Reputation: 3
This is a coursework I had for R programming on Coursera. I've completed this course, but I really want to get to the bottom of the errors in my code.
The relevant fields of this data set contains Hospitals, States, and three mortality measures. A function rankall(outcome, num = "best")
needs to be created to return a data frame showing hospital in each state based on the rank passed through num
argument and mortality measure passed through outcome.
When num
was a numeric value, my script worked correctly. However, when num
was either "best" or "worst", incorrect hospitals were returned.
When calling tail(rankall("pneumonia", "worst"), 3)
, the expected value returned should be the following:
hospital state
WI MAYO CLINIC HEALTH SYSTEM - NORTHLAND, INC WI
WV PLATEAU MEDICAL CENTER WV
WY NORTH BIG HORN HOSPITAL DISTRICT WY
The returned value I got is below:
state
WI "HOLY FAMILY MEMORIAL INC" "WI"
WV "THOMAS MEMORIAL HOSPITAL" "WV"
WY "SHERIDAN MEMORIAL HOSPITAL" "WY"
Thanks in advance to anyone who is willing to spare time reading my post.
Here is my script:
rankall <- function (outcome, num = "best") {
dat <- read.csv("outcome-of-care-measures.csv", colClass = "character", na.strings = "Not Available")
#verify outcome
if (!outcome %in% c("heart attack", "heart failure", "pneumonia")){
stop("invalid outcome")
}
#verify num
if (!is.numeric(num)) {
if (is.character(num)) {
if (!num %in% c("best", "worst")){
stop("invalid num")
}
}
}
col = c("heart attack" = 11, "heart failure" = 17, "pneumonia" = 23)
state = unique(dat$State)
state = state[order(state)]
subdat <- dat[,c(2,7,col)]
names(subdat) <- c("hospital", "state", "death")
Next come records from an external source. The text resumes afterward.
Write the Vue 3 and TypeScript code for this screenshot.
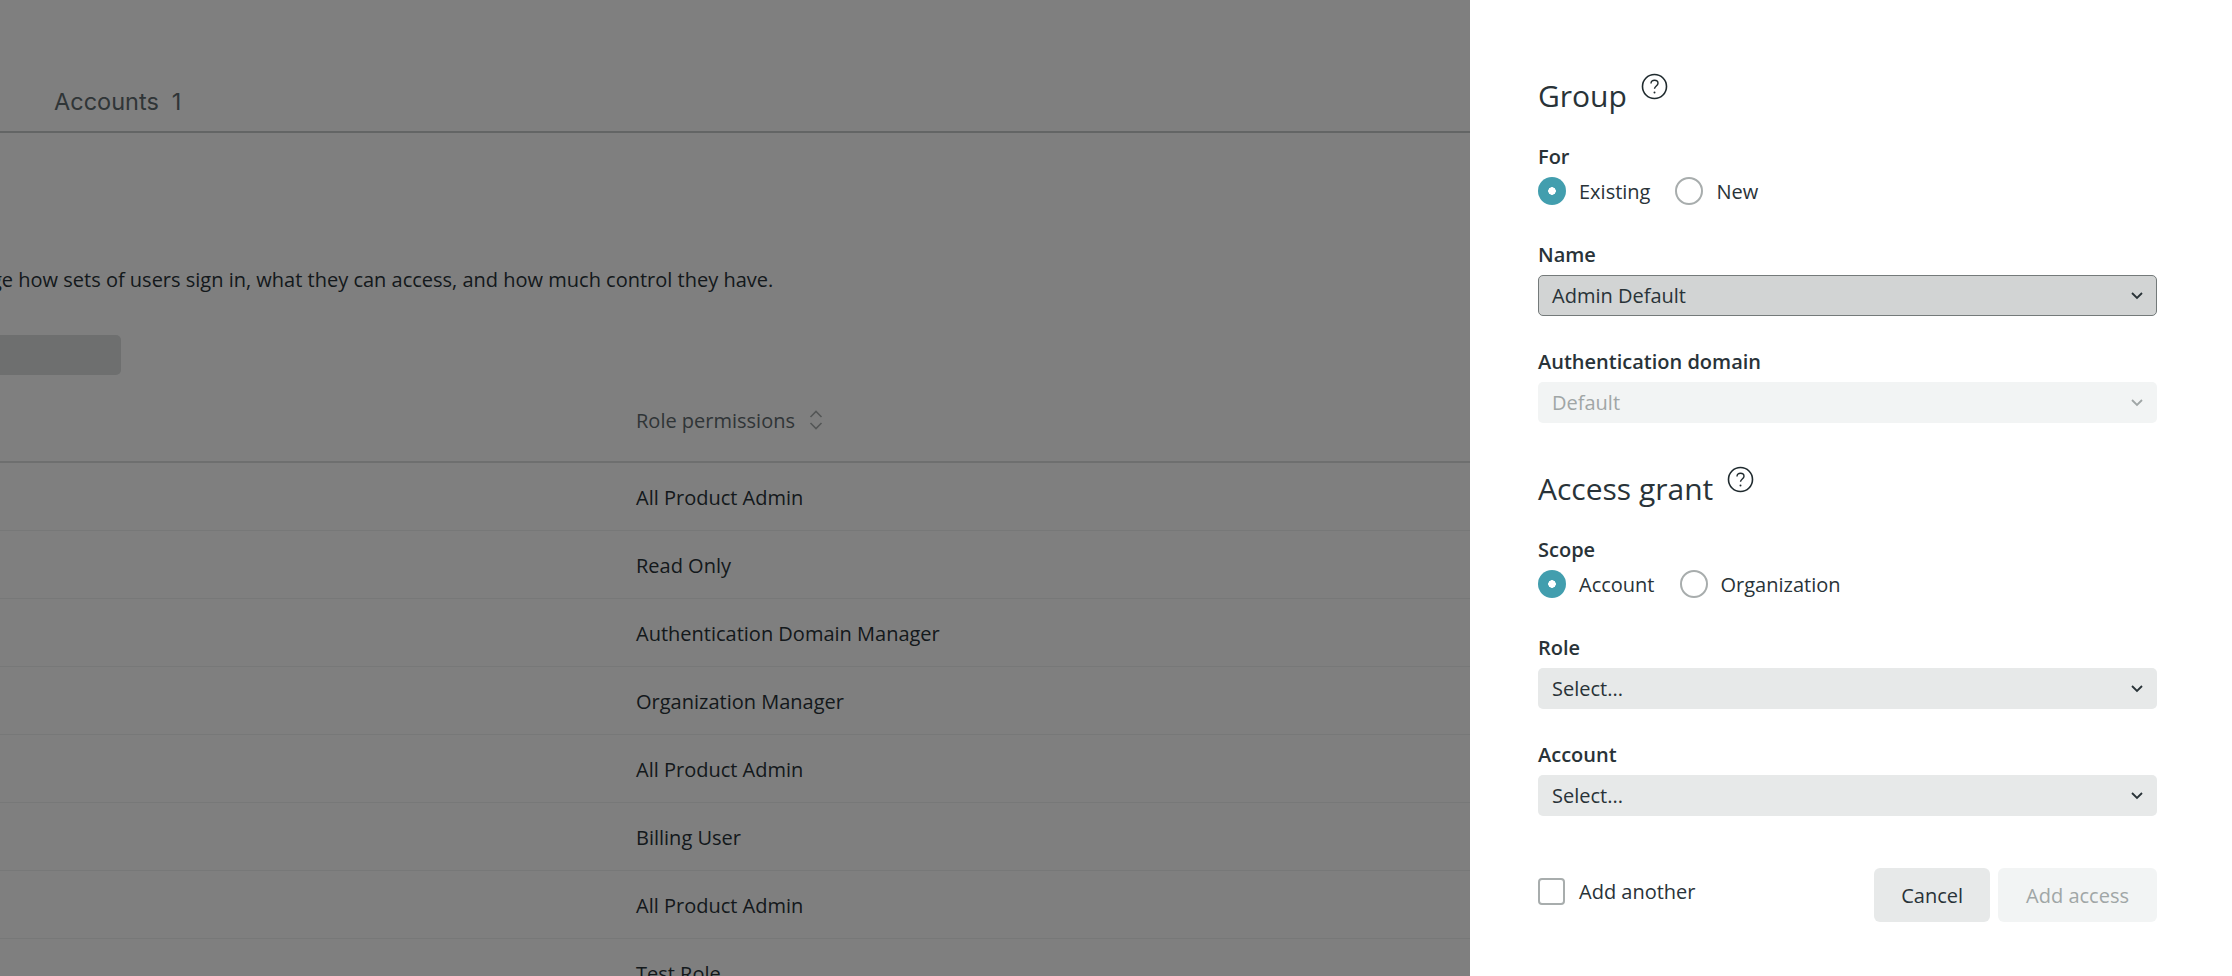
<script setup lang="ts">
// rows behind the drawer
const roles: string[] = [
  'All Product Admin',
  'Read Only',
  'Authentication Domain Manager',
  'Organization Manager',
  'All Product Admin',
  'Billing User',
  'All Product Admin',
  'Test Role',
]
</script>

<template>
  <div class="page">
    <nav class="tabs">
      <span class="tab">Accounts<span class="count">1</span></span>
    </nav>
    <p class="intro">Groups manage how sets of users sign in, what they can access, and how much control they have.</p>
    <div class="search"></div>
    <div class="table-head">
      <span class="th">Role permissions</span>
      <svg class="sort" width="14" height="22" viewBox="0 0 14 22" fill="none" stroke="currentColor" stroke-width="1.6">
        <path d="M1.5 8L7 2.5 12.5 8M1.5 14L7 19.5 12.5 14" />
      </svg>
    </div>
    <div v-for="(role, i) in roles" :key="i" class="row">{{ role }}</div>
  </div>

  <div class="overlay">
    <aside class="drawer">
      <div class="heading first">
        <h2>Group</h2>
        <svg class="help" width="27" height="27" viewBox="0 0 27 27" fill="none" stroke="currentColor">
          <circle cx="13.5" cy="13.5" r="12" stroke-width="1.6" />
          <path d="M10 10.6c0-2.1 1.5-3.4 3.5-3.4s3.5 1.2 3.5 3c0 2.7-3.5 2.8-3.5 5.6" stroke-width="1.4" />
          <circle cx="13.5" cy="19.4" r="1" fill="currentColor" stroke="none" />
        </svg>
      </div>

      <div class="label">For</div>
      <div class="radios">
        <span class="radio on"></span><span class="radio-text">Existing</span>
        <span class="radio"></span><span class="radio-text">New</span>
      </div>

      <div class="label name-label">Name</div>
      <div class="select active">
        <span>Admin Default</span>
        <svg class="chev" width="14" height="9" viewBox="0 0 14 9" fill="none" stroke="currentColor" stroke-width="1.8"><path d="M2 2l5 5 5-5" /></svg>
      </div>

      <div class="label auth-label">Authentication domain</div>
      <div class="select disabled">
        <span>Default</span>
        <svg class="chev" width="14" height="9" viewBox="0 0 14 9" fill="none" stroke="currentColor" stroke-width="1.8"><path d="M2 2l5 5 5-5" /></svg>
      </div>

      <div class="heading second">
        <h2>Access grant</h2>
        <svg class="help" width="27" height="27" viewBox="0 0 27 27" fill="none" stroke="currentColor">
          <circle cx="13.5" cy="13.5" r="12" stroke-width="1.6" />
          <path d="M10 10.6c0-2.1 1.5-3.4 3.5-3.4s3.5 1.2 3.5 3c0 2.7-3.5 2.8-3.5 5.6" stroke-width="1.4" />
          <circle cx="13.5" cy="19.4" r="1" fill="currentColor" stroke="none" />
        </svg>
      </div>

      <div class="label">Scope</div>
      <div class="radios">
        <span class="radio on"></span><span class="radio-text">Account</span>
        <span class="radio"></span><span class="radio-text">Organization</span>
      </div>

      <div class="label name-label">Role</div>
      <div class="select">
        <span>Select...</span>
        <svg class="chev" width="14" height="9" viewBox="0 0 14 9" fill="none" stroke="currentColor" stroke-width="1.8"><path d="M2 2l5 5 5-5" /></svg>
      </div>

      <div class="label auth-label">Account</div>
      <div class="select">
        <span>Select...</span>
        <svg class="chev" width="14" height="9" viewBox="0 0 14 9" fill="none" stroke="currentColor" stroke-width="1.8"><path d="M2 2l5 5 5-5" /></svg>
      </div>

      <div class="footer">
        <label class="check"><span class="box"></span>Add another</label>
        <div class="buttons">
          <button class="btn">Cancel</button>
          <button class="btn off">Add access</button>
        </div>
      </div>
    </aside>
  </div>
</template>

<style>
html, body {
  margin: 0;
  height: 100%;
  overflow: hidden;
  background: #fff;
}
</style>

<style scoped>
.page {
  width: 1600px;
  margin-left: -130px;
  font-family: "Open Sans", sans-serif;
  font-size: 20px;
  color: #293338;
}

.tabs {
  height: 131px;
  padding-left: 184px;
  border-bottom: 2px solid #c6caca;
  display: flex;
  align-items: flex-end;
}

.tab {
  font-family: "Inter", sans-serif;
  font-size: 23.5px;
  color: #5f6a6e;
  padding-bottom: 15px;
}

.count {
  margin-left: 13px;
}

.intro {
  margin: 133px 0 0 -6px;
  line-height: 28px;
  white-space: nowrap;
}

.search {
  width: 251px;
  height: 40px;
  margin-top: 41px;
  background: #dcdede;
  border-radius: 5px;
}

.table-head {
  height: 82px;
  padding-top: 4px;
  padding-left: 766px;
  border-bottom: 2px solid #dcdede;
  display: flex;
  align-items: center;
  gap: 14px;
  color: #5f6a6e;
}

.sort {
  color: #a8adad;
}

.row {
  height: 67px;
  padding-left: 766px;
  line-height: 69px;
  border-bottom: 1px solid #eef0f0;
}

.overlay {
  position: fixed;
  inset: 0;
  background: rgba(0, 0, 0, 0.5);
  display: flex;
  justify-content: flex-end;
}

.drawer {
  width: 762px;
  height: 100%;
  box-sizing: border-box;
  padding: 0 75px 0 68px;
  background: #fff;
  font-family: "Open Sans", sans-serif;
  font-size: 20px;
  color: #293338;
}

.heading {
  display: flex;
  align-items: flex-start;
  gap: 14px;
}

.heading.first {
  padding-top: 75px;
}

.heading.second {
  margin-top: 45px;
}

h2 {
  margin: 0;
  font-size: 30px;
  font-weight: 400;
  line-height: 41px;
}

.help {
  margin-top: -2px;
  color: #1f2a2e;
}

.label {
  margin-top: 27px;
  font-weight: 600;
  line-height: 27px;
}

.name-label {
  margin-top: 33px;
}

.auth-label {
  margin-top: 32px;
}

.radios {
  display: flex;
  align-items: center;
  height: 34px;
  margin-top: 4px;
}

.radio {
  width: 28px;
  height: 28px;
  box-sizing: border-box;
  border: 2px solid #a8adad;
  border-radius: 50%;
  flex: none;
}

.radio.on {
  border: 0;
  background: radial-gradient(circle, #fff 0 3.5px, #429eae 4px);
}

.radio-text {
  margin: 0 25px 0 13px;
}

.select {
  height: 41px;
  box-sizing: border-box;
  padding: 0 13px 0 14px;
  display: flex;
  align-items: center;
  justify-content: space-between;
  background: #e7e9e9;
  border-radius: 5px;
  margin-top: 7px;
}

.select.active {
  background: #d2d4d4;
  border: 1.5px solid #747a7a;
  padding: 0 12px 0 13px;
}

.select.disabled {
  background: #f2f4f4;
  color: #a0a6a6;
}

.footer {
  display: flex;
  justify-content: space-between;
  align-items: flex-start;
  margin-top: 52px;
}

.check {
  display: flex;
  align-items: center;
  gap: 14px;
  margin-top: 10px;
}

.box {
  width: 27px;
  height: 27px;
  box-sizing: border-box;
  border: 2px solid #a8adad;
  border-radius: 4px;
}

.buttons {
  display: flex;
  gap: 8px;
}

.btn {
  height: 54px;
  padding: 0 27px;
  border: 0;
  border-radius: 6px;
  background: #e7e9e9;
  color: #293338;
  font: inherit;
}

.btn.off {
  padding: 0 28px;
  background: #f2f4f4;
  color: #a0a6a6;
}
</style>
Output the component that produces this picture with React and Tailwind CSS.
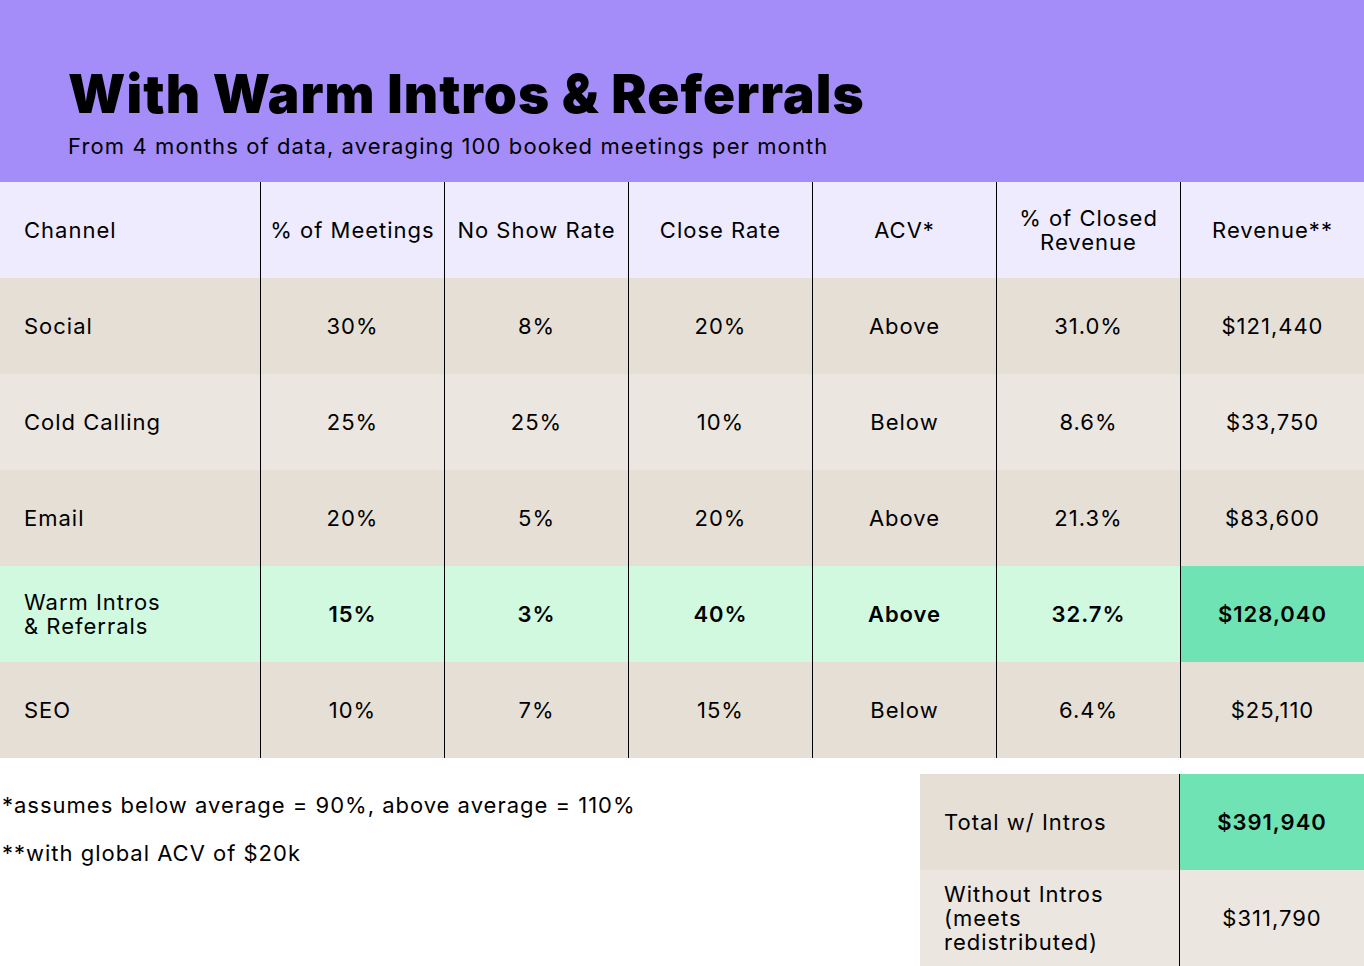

subdat$death <- as.numeric(subdat$death)
subdat$hospital <- as.character(subdat$hospital)
subdat <- subdat[complete.cases(subdat$death),]
s = split(subdat, subdat$state)
ls_hospital <- lapply(s, function(x, num) {
x <- x[order(x$death, x$hospital, na.last = NA),]
if (num == "best") {return(x$hospital[1])}
else if (num == "worst") {return(x$hospital[nrow(x)])}
else {return(x$hospital[num])}
}, num)
ans <- cbind(unlist(ls_hospital), state)
return(ans)
}
Upvotes: 0
Views: 140
Reputation: 1751
There is only one error. When you are subsetting the original dataframe your code is:
subdat <- dat[,c(2,7,col)]
This is taking State, Hospital Name and all the fields specified in col. Basically no mortality measure selection takes place. The correct code is:
subdat <- dat[,c(2,7,col[outcome])]
In this way the correct mortality measure is selected and the rest of the code works as expected.
Upvotes: 3